Brian's critique of the starting point of this timeline is dead-on. Much of the YRR movement, despite its perceived appreciation for the ancient Church, the Reformation, and the Puritans, seems to lack a sense of the historical continuity that imbued each of these periods of time and gave rise to the movement today. I would argue, for example, that in God's providence (much issue that qualifier) there would be no YRR movement today if small, embattled denominations like the Orthodox Presbyterian Church, Christian Reformed Church--now the United Reformed Churches, and the Presbyterian Church in America didn't preserve and pass down the historic, biblical faith.

Likewise, every stage or Reformed (biblical) theology throughout Church history has consciously viewed itself as receiving and passing along that "faith once and for all entrusted to the saints" (Jude 1:3). Even the chart above concedes this point without recognizing it. The books authored by R.C. Sproul and John Stott were merely a continuation of a long line of popular and profitable works by each of those gentlemen. And R.C. Sproul, for example, was heavily influenced by Westminster Theological Seminary, which was the seminary stronghold of Reformed orthodoxy in the 20th century.

That said, I disagree with Brian and my delightfully provocative former professor (found at this wonderful blog) regarding the lack of theological consistency in the YRR movement. Sure, someone like a John Piper may not be consistent on an issue like baptism, but he certainly shows a great deal of reverence for the rest of the Westminster Confession of Faith. And certain figures, like Tim Keller and Kevin DeYoung, are explicitly confessional (even if they hold some positions regarding cultural engagement that we may disagree with).
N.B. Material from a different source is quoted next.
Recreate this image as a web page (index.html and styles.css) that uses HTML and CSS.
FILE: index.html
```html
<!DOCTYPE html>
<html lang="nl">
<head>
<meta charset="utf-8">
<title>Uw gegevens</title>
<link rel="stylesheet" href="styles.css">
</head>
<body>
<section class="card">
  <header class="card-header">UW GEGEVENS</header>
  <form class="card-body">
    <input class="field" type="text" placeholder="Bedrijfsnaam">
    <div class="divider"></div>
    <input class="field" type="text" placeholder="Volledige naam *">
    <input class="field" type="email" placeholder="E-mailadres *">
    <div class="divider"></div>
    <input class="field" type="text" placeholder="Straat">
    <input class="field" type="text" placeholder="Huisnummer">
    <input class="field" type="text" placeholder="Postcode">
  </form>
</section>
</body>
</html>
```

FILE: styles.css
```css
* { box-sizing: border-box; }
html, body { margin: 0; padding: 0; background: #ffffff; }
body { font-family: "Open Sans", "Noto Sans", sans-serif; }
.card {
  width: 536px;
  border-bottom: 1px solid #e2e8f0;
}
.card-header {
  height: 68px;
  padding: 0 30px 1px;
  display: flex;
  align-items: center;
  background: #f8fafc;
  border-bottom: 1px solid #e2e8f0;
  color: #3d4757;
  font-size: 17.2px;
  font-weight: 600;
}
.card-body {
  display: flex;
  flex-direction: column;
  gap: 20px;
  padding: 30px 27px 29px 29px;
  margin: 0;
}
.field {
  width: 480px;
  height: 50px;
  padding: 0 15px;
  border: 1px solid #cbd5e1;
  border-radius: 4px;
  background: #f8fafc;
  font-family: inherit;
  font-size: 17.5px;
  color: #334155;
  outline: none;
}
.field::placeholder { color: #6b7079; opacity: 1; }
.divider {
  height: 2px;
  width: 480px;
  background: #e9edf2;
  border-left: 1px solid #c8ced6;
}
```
We certainly can't question R.C. Sproul's bonafides, and he could probably be credited as the unintentional brains of this movement.

I have noticed a surging tide of Reformed theology in the Army chaplaincy. When I first came in, the name I was hearing--more than Piper or Driscoll--was Sproul. Know which name and program I hear the most now? Michael Horton and White Horse Inn. Dr. Horton is a professor at Westminster Seminary California, and WHI is the program that he hosts. Brian and I both attended WSC, and my provocative professor (R. Scott Clark) is Horton's colleague. Even Horton, who I occasionally have a bit of a theological man-crush on, sometimes doubts the YRR movement.

This is not to say that the movement does not have flaws. I (largely) love Mark Driscoll's preaching. He doesn't pull punches and will preach for an hour on the propitiation of God's wrath by Christ's righteousness--pretty awesome stuff. I do not like his "burn it all down" approach toward brothers and sisters that he disagrees with. Nor am I happy at all with the cult of personality that surrounds men like Driscoll, Piper, and Keller. They are sinners. They could go off the deep end. That is a practical reason why I love the connectionalism and accountability of Presbyterian church polity.

The YRR movement clearly lacks a great deal of maturity and historical perspective, but the rise of the movement, to me, is clearly a source of joy. They cannot continually read Sproul and Horton without imbibing a more comprehensive Reformed worldview. These authors do not only write about the sovereignty of God or predestination.

This is a movement that Reformed confessionalists should joyfully engage. We are the older brothers. Many of these brothers are young and hungry (witness the proliferation of White Horse Inn discussion groups amongst Reformed Baptists). Let's feed them.

There is a danger that some of these people might be running so fast away from shallow theologies that Reformed theology proves but a trip wire as they cascade down into the abyss of Roman Catholicism or Eastern Orthodoxy. Let's catch them.

By God's grace, they are broadening the sphere within which the doctrines of grace are receiving a hearing. Let's help them sharpen these doctrines and the worldview of which they're a part along the way. In turn, they will bring to us anew the vitality that comes from those who have discovered and fallen in love with the doctrines of grace and the Christ who holds them all together.